What is a “deferred Judgment”?

It is a sentencing option in certain limited cases, under Iowa Law, that allows a judge to withhold finding a defendant guilty. The judge may enter a deferred judgment and place you on probation for a specified period of time. The conditions on your probation can be fixed by the court and the probation officer. The conditions may vary based on the criminal charge and the sentencing judge.

One condition will always be that you not have any new law violations, other than simple traffic offenses, during the period of probation. If you violate your probation, the court may revoke your deferred judgment. This means you would be brought back to court and, if the deferred is revoked, you would then be sentenced by the court.

If you successfully complete your probation, the charge will be dismissed and the record of the case will be expunged.
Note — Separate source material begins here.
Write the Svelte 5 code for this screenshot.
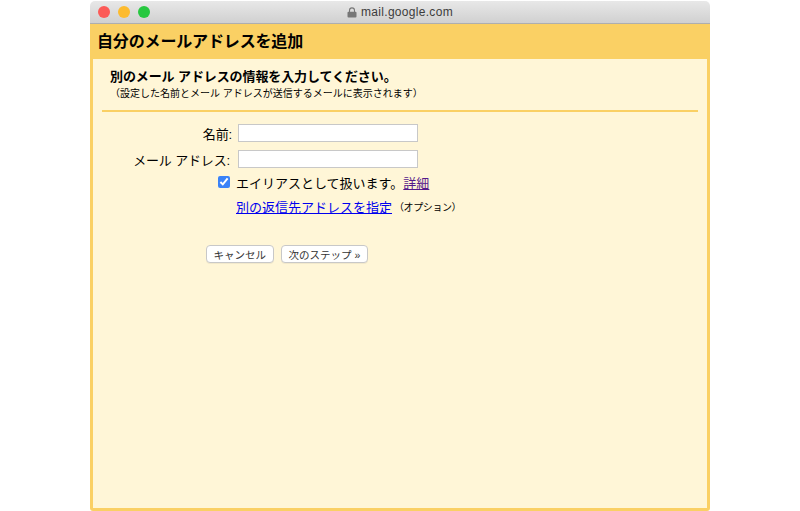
<script>
  let name = $state('');
  let address = $state('');
  let alias = $state(true);
</script>

<div class="window">
  <div class="titlebar">
    <div class="lights">
      <span class="light red"></span>
      <span class="light yellow"></span>
      <span class="light green"></span>
    </div>
    <div class="url">
      <svg width="10" height="11" viewBox="0 0 10 11">
        <path d="M2.5 5V3.4a2.5 2.5 0 0 1 5 0V5" fill="none" stroke="#777" stroke-width="1.1" />
        <rect x="0.5" y="4.8" width="9" height="5.7" rx="1" fill="#777" />
      </svg>
      <span>mail.google.com</span>
    </div>
  </div>

  <div class="panel">
    <h1>自分のメールアドレスを追加</h1>
    <div class="content">
      <div class="intro">
        <h2>別のメール アドレスの情報を入力してください。</h2>
        <p>（設定した名前とメール アドレスが送信するメールに表示されます）</p>
      </div>
      <hr />

      <div class="form">
        <label class="name-label" for="name">名前:</label>
        <input id="name" type="text" bind:value={name} />
        <label for="address">メール アドレス:</label>
        <input id="address" type="text" bind:value={address} />
      </div>

      <div class="alias">
        <input id="alias" class="check" type="checkbox" bind:checked={alias} />
        <label for="alias">エイリアスとして扱います。</label>
        <a class="visited" href="#details">詳細</a>
      </div>

      <div class="reply">
        <a href="#reply">別の返信先アドレスを指定</a>
        <span>（オプション）</span>
      </div>

      <div class="actions">
        <button>キャンセル</button>
        <button class="next">次のステップ »</button>
      </div>
    </div>
  </div>
</div>

<style>
  :global(body) {
    margin: 0;
    background-color: #ffffff;
    font-family: "Liberation Sans", "Noto Sans CJK JP", sans-serif;
    color: #000;
  }

  .window {
    width: 620px;
    height: 510px;
    margin: 1px 0 0 90px;
    display: flex;
    flex-direction: column;
    border-radius: 5px 5px 3px 3px;
    overflow: hidden;
  }

  .titlebar {
    height: 23px;
    flex-shrink: 0;
    box-sizing: border-box;
    display: flex;
    align-items: center;
    justify-content: center;
    position: relative;
    background: linear-gradient(#e8e8e8, #d0d0d0);
    border-bottom: 1px solid #aeaeae;
  }

  .lights {
    position: absolute;
    left: 8px;
    top: 5px;
    display: flex;
    gap: 8px;
  }

  .light {
    width: 12px;
    height: 12px;
    border-radius: 50%;
  }

  .red { background-color: #fc5b57; }
  .yellow { background-color: #fdbb2e; }
  .green { background-color: #27c840; }

  .url {
    display: flex;
    align-items: center;
    gap: 4px;
    font-size: 12px;
    color: #3c3c3c;
    letter-spacing: 0.3px;
  }

  .panel {
    flex: 1;
    display: flex;
    flex-direction: column;
    min-height: 0;
    box-sizing: border-box;
    background-color: #fad064;
    padding: 0 3px 3px;
  }

  h1 {
    margin: 0;
    height: 35px;
    line-height: 36px;
    padding-left: 4px;
    font-size: 16px;
    font-weight: bold;
    letter-spacing: -0.15px;
    flex-shrink: 0;
  }

  .content {
    flex: 1;
    background-color: #fff6d7;
    padding: 0 9px;
  }

  .intro {
    padding: 9px 0 0 8px;
  }

  h2 {
    margin: 0;
    font-size: 13px;
    line-height: 18px;
    font-weight: bold;
    letter-spacing: -0.1px;
  }

  p {
    margin: 0;
    font-size: 10px;
    line-height: 15px;
  }

  hr {
    margin: 9px 0 0;
    border: none;
    height: 2px;
    background-color: #fad064;
  }

  .form {
    display: grid;
    grid-template-columns: 136px 180px;
    grid-auto-rows: 18px;
    row-gap: 8px;
    margin-top: 12px;
    font-size: 13px;
    align-items: center;
  }

  .form label {
    text-align: right;
    padding-right: 8px;
    letter-spacing: -0.15px;
  }

  .form .name-label {
    padding-right: 6px;
  }

  .form input {
    width: 180px;
    height: 18px;
    box-sizing: border-box;
    border: 1px solid #c8c8c8;
    background-color: #fff;
    padding: 0 3px;
    margin: 0;
    outline: none;
  }

  .alias {
    display: flex;
    align-items: center;
    margin: 5px 0 0 116px;
    height: 18px;
    font-size: 13px;
  }

  .check {
    width: 12px;
    height: 12px;
    margin: 0 6px 0 0;
    accent-color: #3a82f7;
  }

  a {
    color: #0000ee;
    text-decoration: underline;
  }

  a.visited {
    color: #551a8b;
  }

  .reply {
    display: flex;
    align-items: center;
    margin: 6px 0 0 134px;
    height: 18px;
    font-size: 13px;
  }

  .reply span {
    font-size: 10px;
    letter-spacing: -0.4px;
    margin-left: 2px;
  }

  .actions {
    display: flex;
    gap: 7px;
    margin: 30px 0 0 104px;
  }

  button {
    height: 18px;
    padding: 0 6.5px;
    font-family: inherit;
    font-size: 10.5px;
    color: #333;
    background-color: #fff;
    border: 1px solid #c8c8c8;
    border-radius: 4px;
    box-shadow: 0 1px 0 rgba(0, 0, 0, 0.05);
  }

  .next {
    padding: 0 7px;
  }
</style>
May I request a deferred judgment?

It depends on the charge filed against you. Let’s say you are charged with a 2nd offense drunk driving, you may not receive a deferred on conviction or plea of guilty. Iowa law does not allow it. Ask me if you may receive a deferred.

Things to consider.

Iowa law allows a person to receive two deferred judgments in their lifetime. Getting one is an accomplishment. Getting a second is amazing.
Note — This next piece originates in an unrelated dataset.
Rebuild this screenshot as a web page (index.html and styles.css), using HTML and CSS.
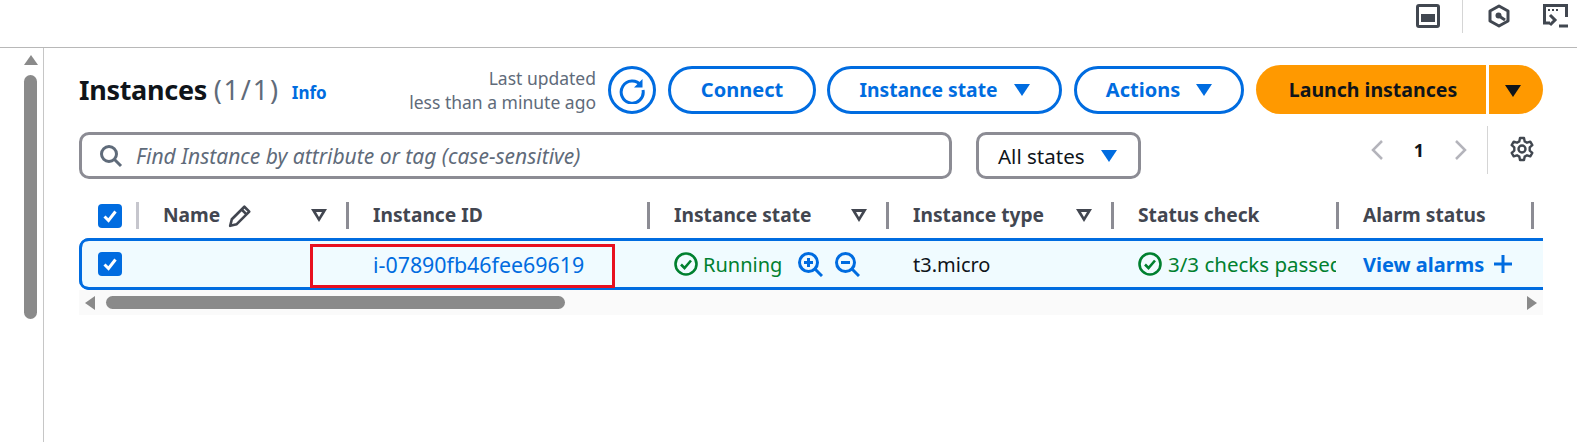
FILE: index.html

```html
<!DOCTYPE html>
<html lang="en">
<head>
  <meta charset="UTF-8">
  <title>Instances</title>
  <link rel="stylesheet" href="styles.css">
</head>
<body>
  <div class="top-bar">
    <svg class="top-icon" width="24" height="24" viewBox="0 0 24 24"><rect x="1.5" y="1.5" width="21" height="21" rx="1.5" fill="none" stroke="#414750" stroke-width="3"/><rect x="5" y="10" width="14" height="8" fill="#414750"/></svg>
    <span class="top-divider"></span>
    <svg class="top-icon" width="24" height="24" viewBox="0 0 24 24"><path d="M12 2 21 7v10l-9 5-9-5V7z" fill="none" stroke="#414750" stroke-width="3" stroke-linejoin="round"/><circle cx="11.5" cy="11.5" r="3" fill="#414750"/><path d="M12 12l6 4" stroke="#414750" stroke-width="3"/></svg>
    <svg class="top-icon" width="25" height="26" viewBox="0 0 25 26"><path d="M7 19H1.500V1.500h22V13" fill="none" stroke="#414750" stroke-width="3"/><path d="M5 5h2v2H5zM9 5h2v2H9zM13 5h2v2h-2z" fill="#414750"/><path d="M7 11l5 5-5 5" fill="none" stroke="#414750" stroke-width="3"/><path d="M16 22h9" stroke="#414750" stroke-width="3"/></svg>
  </div>

  <div class="page">
    <div class="side-scroll">
      <span class="arrow-up"></span>
      <span class="side-thumb"></span>
    </div>

    <div class="content">
      <div class="head-row">
        <h1>Instances <span class="count">(1/1)</span></h1>
        <a class="info">Info</a>
        <div class="updated">Last updated<br>less than a minute ago</div>
        <button class="btn btn-round" aria-label="Refresh">
          <svg width="28" height="28" viewBox="0 0 28 28"><path d="M23 9.500A11 11 0 1 0 25 14" fill="none" stroke="#006ce0" stroke-width="3"/><path d="M24.500 3v8.500H16z" fill="#006ce0"/></svg>
        </button>
        <button class="btn btn-connect">Connect</button>
        <button class="btn btn-state">Instance state<span class="caret"></span></button>
        <button class="btn btn-actions">Actions<span class="caret"></span></button>
        <div class="launch">
          <button class="launch-main">Launch instances</button>
          <button class="launch-drop" aria-label="More"><span class="caret caret-dark"></span></button>
        </div>
      </div>

      <div class="filter-row">
        <div class="search">
          <svg width="24" height="24" viewBox="0 0 24 24"><circle cx="10" cy="10" r="7.500" fill="none" stroke="#5f6b7a" stroke-width="3"/><path d="M15.500 15.500 22 22" stroke="#5f6b7a" stroke-width="3"/></svg>
          <span>Find Instance by attribute or tag (case-sensitive)</span>
        </div>
        <div class="states">All states<span class="caret"></span></div>
        <div class="pager">
          <svg width="14" height="22" viewBox="0 0 14 22"><path d="M12 2 3 11l9 9" fill="none" stroke="#b4b4bb" stroke-width="2.500"/></svg>
          <span class="page-num">1</span>
          <svg width="14" height="22" viewBox="0 0 14 22"><path d="M2 2l9 9-9 9" fill="none" stroke="#b4b4bb" stroke-width="2.500"/></svg>
        </div>
        <div class="prefs">
          <svg width="24" height="26" viewBox="0 0 24 26"><path d="M10 2h4l.7 3.400 2.300 1.300 3.300-1.100 2 3.500-2.600 2.300v3.200l2.600 2.300-2 3.500-3.300-1.100-2.300 1.300L14 24h-4l-.7-3.400L7 19.300l-3.300 1.100-2-3.500 2.600-2.300v-3.200L1.700 9.100l2-3.500L7 6.700l2.300-1.300z" fill="none" stroke="#414750" stroke-width="2.400" stroke-linejoin="round"/><circle cx="12" cy="13" r="3.500" fill="none" stroke="#414750" stroke-width="2.400"/></svg>
        </div>
      </div>

      <div class="grid grid-head">
        <div class="cell cell-check light"><span class="checkbox"><svg width="16" height="16" viewBox="0 0 16 16"><path d="M2.500 8.500 6.500 12.500 13.500 3.500" fill="none" stroke="#fff" stroke-width="3"/></svg></span></div>
        <div class="cell">Name
          <svg class="pencil" width="24" height="24" viewBox="0 0 22 22"><path d="M2 20l1.500-6L15 2.500l4.500 4.500L8 18.500z" fill="none" stroke="#424650" stroke-width="2.400" stroke-linejoin="round"/><path d="M12.500 5l4.500 4.500" stroke="#424650" stroke-width="2.400"/></svg>
          <span class="sort"></span></div>
        <div class="cell">Instance ID</div>
        <div class="cell">Instance state <span class="sort"></span></div>
        <div class="cell">Instance type <span class="sort"></span></div>
        <div class="cell">Status check</div>
        <div class="cell">Alarm status</div>
      </div>

      <div class="grid grid-row">
        <div class="cell cell-check"><span class="checkbox"><svg width="16" height="16" viewBox="0 0 16 16"><path d="M2.500 8.500 6.500 12.500 13.500 3.500" fill="none" stroke="#fff" stroke-width="3"/></svg></span></div>
        <div class="cell"></div>
        <div class="cell"><a class="link link-id">i-07890fb46fee69619</a></div>
        <div class="cell ok">
          <svg width="24" height="24" viewBox="0 0 24 24"><circle cx="12" cy="12" r="10.500" fill="none" stroke="#00802f" stroke-width="2.600"/><path d="M7 12.500l3.500 3.500L17 8.500" fill="none" stroke="#00802f" stroke-width="2.600"/></svg>
          <span>Running</span>
          <svg class="zoom-in" width="25" height="25" viewBox="0 0 25 25"><circle cx="10.500" cy="10.500" r="9" fill="none" stroke="#006ce0" stroke-width="3"/><path d="M17 17l7 7" stroke="#006ce0" stroke-width="3"/><path d="M6 10.500h9M10.500 6v9" stroke="#006ce0" stroke-width="3"/></svg>
          <svg class="zoom-out" width="25" height="25" viewBox="0 0 25 25"><circle cx="10.500" cy="10.500" r="9" fill="none" stroke="#006ce0" stroke-width="3"/><path d="M17 17l7 7" stroke="#006ce0" stroke-width="3"/><path d="M6 10.500h9" stroke="#006ce0" stroke-width="3"/></svg>
        </div>
        <div class="cell">t3.micro</div>
        <div class="cell ok clip">
          <svg width="24" height="24" viewBox="0 0 24 24"><circle cx="12" cy="12" r="10.500" fill="none" stroke="#00802f" stroke-width="2.600"/><path d="M7 12.500l3.500 3.500L17 8.500" fill="none" stroke="#00802f" stroke-width="2.600"/></svg>
          <span class="check-text">3/3 checks passed</span>
        </div>
        <div class="cell"><a class="link link-bold">View alarms</a>
          <svg class="plus" width="20" height="20" viewBox="0 0 20 20"><path d="M1 10h18M10 1v18" stroke="#006ce0" stroke-width="3"/></svg>
        </div>
        <span class="red-box"></span>
      </div>

      <div class="h-scroll">
        <span class="arrow-left"></span>
        <span class="h-thumb"></span>
        <span class="arrow-right"></span>
      </div>
    </div>
  </div>
</body>
</html>
```

FILE: styles.css

```css
* {
  box-sizing: border-box;
}
html, body {
  height: 442px;
  overflow: hidden;
}
body {
  margin: 0;
  background: #fff;
  color: #0f141a;
  font-family: "Noto Sans", sans-serif;
  font-size: 20px;
}
button {
  font-family: inherit;
  cursor: pointer;
}
svg {
  flex-shrink: 0;
}

.top-bar {
  height: 48px;
  border-bottom: 1px solid #b8b8b8;
  display: flex;
  justify-content: flex-end;
  align-items: flex-start;
  padding: 4px 9px 0 0;
}
.top-divider {
  width: 1px;
  height: 33px;
  margin: -4px 24px 0 22px;
  background: #d5d5d5;
}
.top-icon + .top-icon {
  margin-left: 32px;
}

.page {
  display: flex;
  height: 394px;
}
.side-scroll {
  width: 44px;
  border-right: 1px solid #c6c6c6;
  padding: 7px 0 0 24px;
}
.arrow-up {
  display: block;
  width: 0;
  margin-bottom: 10px;
  border-left: 7px solid transparent;
  border-right: 7px solid transparent;
  border-bottom: 10px solid #8a8a8a;
}
.side-thumb {
  display: block;
  width: 13px;
  height: 244px;
  border-radius: 7px;
  background: #8a8a8a;
}

.content {
  flex: 1;
  padding: 17px 34px 0 35px;
}

.head-row {
  display: flex;
  align-items: center;
  height: 49px;
}
h1 {
  margin: 0;
  font-size: 27px;
  font-weight: 700;
  letter-spacing: -0.3px;
}
.count {
  color: #5f6b7a;
  font-weight: 400;
  letter-spacing: 1.800px;
}
.info {
  margin: 6px 0 0 12px;
  color: #006ce0;
  font-size: 17px;
  font-weight: 700;
}
.updated {
  margin-left: auto;
  text-align: right;
  color: #5f6b7a;
  font-size: 17.500px;
  line-height: 24px;
}
.btn {
  height: 48px;
  margin-left: 11px;
  border: 3px solid #006ce0;
  border-radius: 24px;
  background: #fff;
  color: #006ce0;
  font-size: 20px;
  font-weight: 700;
  padding: 0;
  display: flex;
  align-items: center;
  justify-content: center;
  white-space: nowrap;
}
.btn-round {
  width: 48px;
  margin-left: 12px;
}
.btn-connect {
  width: 148px;
  margin-left: 12px;
}
.btn-state {
  width: 235px;
  font-size: 19.300px;
}
.btn-actions {
  width: 170px;
  margin-left: 12px;
}
.caret {
  display: inline-block;
  width: 0;
  margin-left: 16px;
  border-left: 8px solid transparent;
  border-right: 8px solid transparent;
  border-top: 12px solid #006ce0;
}
.caret-dark {
  margin-left: 0;
  border-top-color: #0f141a;
}
.launch {
  display: flex;
  height: 49px;
  margin-left: 12px;
}
.launch-main, .launch-drop {
  border: 0;
  padding: 0;
  height: 49px;
  background: #ff9900;
  color: #0f141a;
  font-size: 19.500px;
  font-weight: 700;
}
.launch-main {
  width: 230px;
  padding-left: 4px;
  border-radius: 25px 0 0 25px;
}
.launch-drop {
  width: 54px;
  margin-left: 3px;
  padding-right: 6px;
  border-radius: 0 25px 25px 0;
}

.filter-row {
  display: flex;
  align-items: flex-start;
  margin-top: 18px;
}
.search {
  width: 873px;
  height: 47px;
  border: 3px solid #8c8c94;
  border-radius: 10px;
  display: flex;
  align-items: center;
  gap: 13px;
  padding-left: 17px;
  color: #5f6b7a;
  font-size: 21px;
  font-style: italic;
}
.states {
  width: 165px;
  height: 47px;
  margin-left: 24px;
  border: 3px solid #8c8c94;
  border-radius: 10px;
  display: flex;
  align-items: center;
  padding-left: 19px;
  font-size: 20.500px;
}
.pager {
  display: flex;
  align-items: center;
  height: 34px;
  margin: 1px 0 0 229px;
}
.page-num {
  width: 70px;
  text-align: center;
  font-size: 18px;
  font-weight: 700;
}
.prefs {
  height: 48px;
  margin: -6px 0 0 19px;
  padding: 10px 0 0 22px;
  border-left: 1px solid #d5d5d5;
}

.grid {
  display: grid;
  grid-template-columns: 60px 210px 301px 239px 225px 225px 195px 9px;
  align-items: center;
}
.grid-head {
  height: 27px;
  margin-top: 23px;
  color: #424650;
  font-size: 19.200px;
  font-weight: 700;
}
.grid-head .cell {
  height: 27px;
  padding-bottom: 3px;
  border-right: 3px solid #8c8c94;
}
.grid-head .cell-check {
  padding-bottom: 0;
}
.grid-head .light {
  border-right-color: #c6c6cd;
}
.cell {
  display: flex;
  align-items: center;
  padding-left: 24px;
  white-space: nowrap;
}
.cell-check {
  padding-left: 19px;
}
.checkbox {
  width: 24px;
  height: 24px;
  border-radius: 4px;
  background: #006ce0;
  display: flex;
  align-items: center;
  justify-content: center;
}
.pencil {
  margin: 4px 0 0 8px;
}
.sort {
  width: 0;
  margin-left: auto;
  margin-top: 3px;
  margin-right: 19px;
  border-left: 8px solid transparent;
  border-right: 8px solid transparent;
  border-top: 13px solid #424650;
  position: relative;
}
.sort::after {
  content: "";
  position: absolute;
  left: -3px;
  top: -10px;
  border-left: 3px solid transparent;
  border-right: 3px solid transparent;
  border-top: 5px solid #fff;
}

.grid-row {
  position: relative;
  height: 52px;
  margin-top: 9px;
  background: #f0fbff;
  border-radius: 10px 0 0 10px;
  box-shadow: inset 3px 0 #006ce0, inset 0 3px #006ce0, inset 0 -3px #006ce0;
  font-size: 20px;
}
.link {
  color: #006ce0;
}
.link-id {
  font-size: 21.400px;
}
.link-bold {
  font-weight: 700;
}
.ok {
  color: #00802f;
  gap: 5px;
}
.check-text {
  margin-left: 1px;
  font-size: 20.500px;
}
.clip {
  overflow: hidden;
  margin-right: 3px;
}
.zoom-in {
  margin-left: 11px;
}
.zoom-out {
  margin-left: 7px;
}
.plus {
  margin-left: 9px;
}
.red-box {
  position: absolute;
  left: 231px;
  top: 6px;
  width: 305px;
  height: 44px;
  border: 3px solid #e8101f;
}

.h-scroll {
  height: 25px;
  background: #fafafa;
  display: flex;
  align-items: center;
  padding-left: 6px;
}
.arrow-left {
  border-top: 7px solid transparent;
  border-bottom: 7px solid transparent;
  border-right: 10px solid #8a8a8a;
}
.h-thumb {
  width: 459px;
  height: 13px;
  margin-left: 11px;
  border-radius: 7px;
  background: #8a8a8a;
}
.arrow-right {
  margin-left: auto;
  margin-right: 6px;
  border-top: 7px solid transparent;
  border-bottom: 7px solid transparent;
  border-left: 10px solid #8a8a8a;
}
```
You need to think about the consequences of “burning” up a deferred on, for example, a simple misdemeanor charge. If later on you get charged with an OWI, you may want to use a deferred judgment and learn that you won’t get it because you already got one in your life.
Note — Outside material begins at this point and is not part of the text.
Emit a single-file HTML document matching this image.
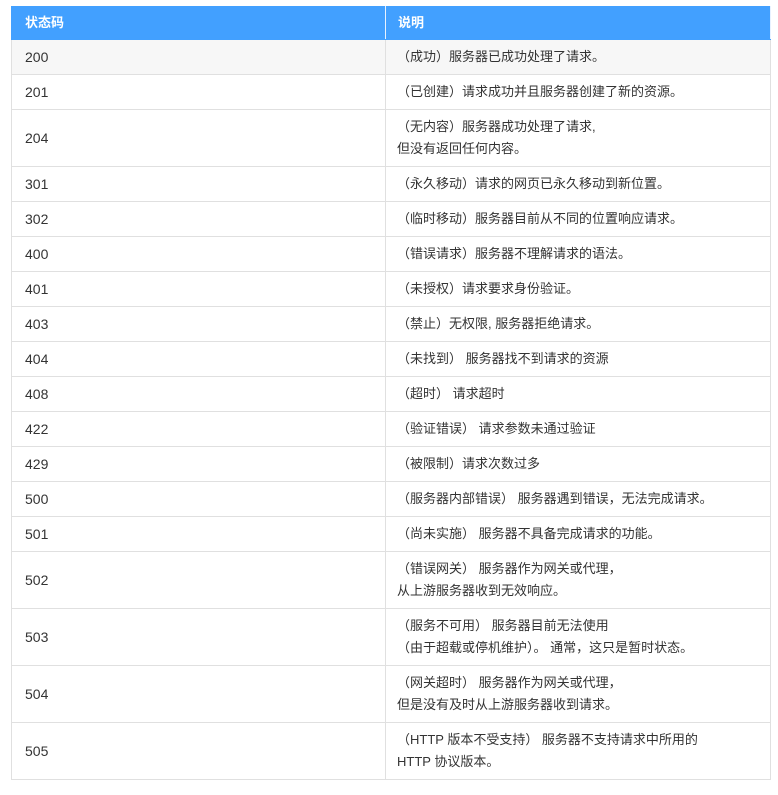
<!DOCTYPE html>
<html><head><meta charset="utf-8"><style>
body{margin:0;background:#fff;font-family:"Liberation Sans","Noto Sans CJK SC",sans-serif;font-size:13px;color:#333;}
table{position:absolute;left:11px;top:6px;width:760px;border-collapse:collapse;table-layout:fixed;}
th,td{border:1px solid #e0e0e0;padding:0 12px 0 13px;line-height:22px;text-align:left;vertical-align:middle;}
th{background:#42a0ff;color:#fff;font-weight:bold;border-color:#42a0ff;border-right-color:#e8f2ff;}
td:first-child{font-size:14px;}
td:nth-child(2){padding-left:11px;}
th:nth-child(2){padding-left:12px;}
tr{height:35px;}
tr.h{height:33px;}
tr.d{height:57px;}
tr.g td{background:#f7f7f7;}
</style></head><body>
<table>
<colgroup><col style="width:374px"><col></colgroup>
<tr class="h"><th>状态码</th><th>说明</th></tr>
<tr class="g"><td>200</td><td>（成功）服务器已成功处理了请求。</td></tr>
<tr><td>201</td><td>（已创建）请求成功并且服务器创建了新的资源。</td></tr>
<tr class="d"><td>204</td><td>（无内容）服务器成功处理了请求,<br>但没有返回任何内容。</td></tr>
<tr><td>301</td><td>（永久移动）请求的网页已永久移动到新位置。</td></tr>
<tr><td>302</td><td>（临时移动）服务器目前从不同的位置响应请求。</td></tr>
<tr><td>400</td><td>（错误请求）服务器不理解请求的语法。</td></tr>
<tr><td>401</td><td>（未授权）请求要求身份验证。</td></tr>
<tr><td>403</td><td>（禁止）无权限, 服务器拒绝请求。</td></tr>
<tr><td>404</td><td>（未找到） 服务器找不到请求的资源</td></tr>
<tr><td>408</td><td>（超时） 请求超时</td></tr>
<tr><td>422</td><td>（验证错误） 请求参数未通过验证</td></tr>
<tr><td>429</td><td>（被限制）请求次数过多</td></tr>
<tr><td>500</td><td>（服务器内部错误） 服务器遇到错误，无法完成请求。</td></tr>
<tr><td>501</td><td>（尚未实施） 服务器不具备完成请求的功能。</td></tr>
<tr class="d"><td>502</td><td>（错误网关） 服务器作为网关或代理，<br>从上游服务器收到无效响应。</td></tr>
<tr class="d"><td>503</td><td>（服务不可用） 服务器目前无法使用<br>（由于超载或停机维护）。 通常，这只是暂时状态。</td></tr>
<tr class="d"><td>504</td><td>（网关超时） 服务器作为网关或代理，<br>但是没有及时从上游服务器收到请求。</td></tr>
<tr class="d"><td>505</td><td>（HTTP 版本不受支持） 服务器不支持请求中所用的<br>HTTP 协议版本。</td></tr>
</table>
</body></html>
Just because you received a deferred and successfully completed the probation does not mean that it is wiped off your record forever. Records of the arrest, the charge and the deferred judgment are easily obtained from the Iowa department of Criminal Investigation. Even if your charge/record has been expunged, and you have signed a waiver of confidentiality form, a potential employer or landlord can learn of your record.

Sometimes employers require just such a background check. They may well learn of this conviction. What happens if the employer asks “Have you ever entered a plea of guilty to a criminal charge?” You pled guilty to a 1st Offense OWI (drunk driving) charge and received a deferred. So you did plead guilty? Yes. If you say no and they later obtain records that you did plead guilty, you may well be fired.

Deferred judgment probation may be difficult for you to manage. You can pay a fine and be done, no probation. That may be attractive to you. A deferred probation may require community service work. You may have to pee in a cup for the probation officer to test it for drugs/alcohol. You may not be allowed to enter bars.

If you receive a deferred and you screw it up, pick up a new charge, if your deferred is revoked, the judge may impose a more significant penalty on you than you would have received had you not asked for a deferred because you blew this golden opportunity. Judges and prosecutors don’t like it when folks screw up a deferred.

If your charge is a simple Possession of Alcohol Under Legal Age (PAULA) or a Public Intoxication charge, expungement is available if you go two years without any new criminal charges after the date of the original conviction. You don’t want to burn a deferred for these charges.

My Thoughts

A “Deferred Judgment” is the next best thing to being found not guilty or having the charges dismissed.

To obtain a deferred judgment, you must request that of the court at the time of your sentencing.

If you are granted a deferred judgment, there is no jail sentence nor is their a fine imposed. A civil penalty, however, will be imposed in the same amount as the fine if you had not been given a deferred judgment. You may be placed on probation for a period of time with rules to obey laws, etc.

Most civilians do not understand what a “deferred judgment” means so if you received one and you tell an employer you have never been convicted of a serious charge, they may find out that you pled guilty to an OWI for example, and this may cause a problem, even though you received a deferred judgment.

Whether to grant a deferred judgment or not is entirely up to the judge. Judges have full discretion as to whether they will grant a request for a deferred judgment. If your request is denied, absent an error by the court such as the judge incorrectly determining that you are not eligible, there is nothing you can do if you are denied.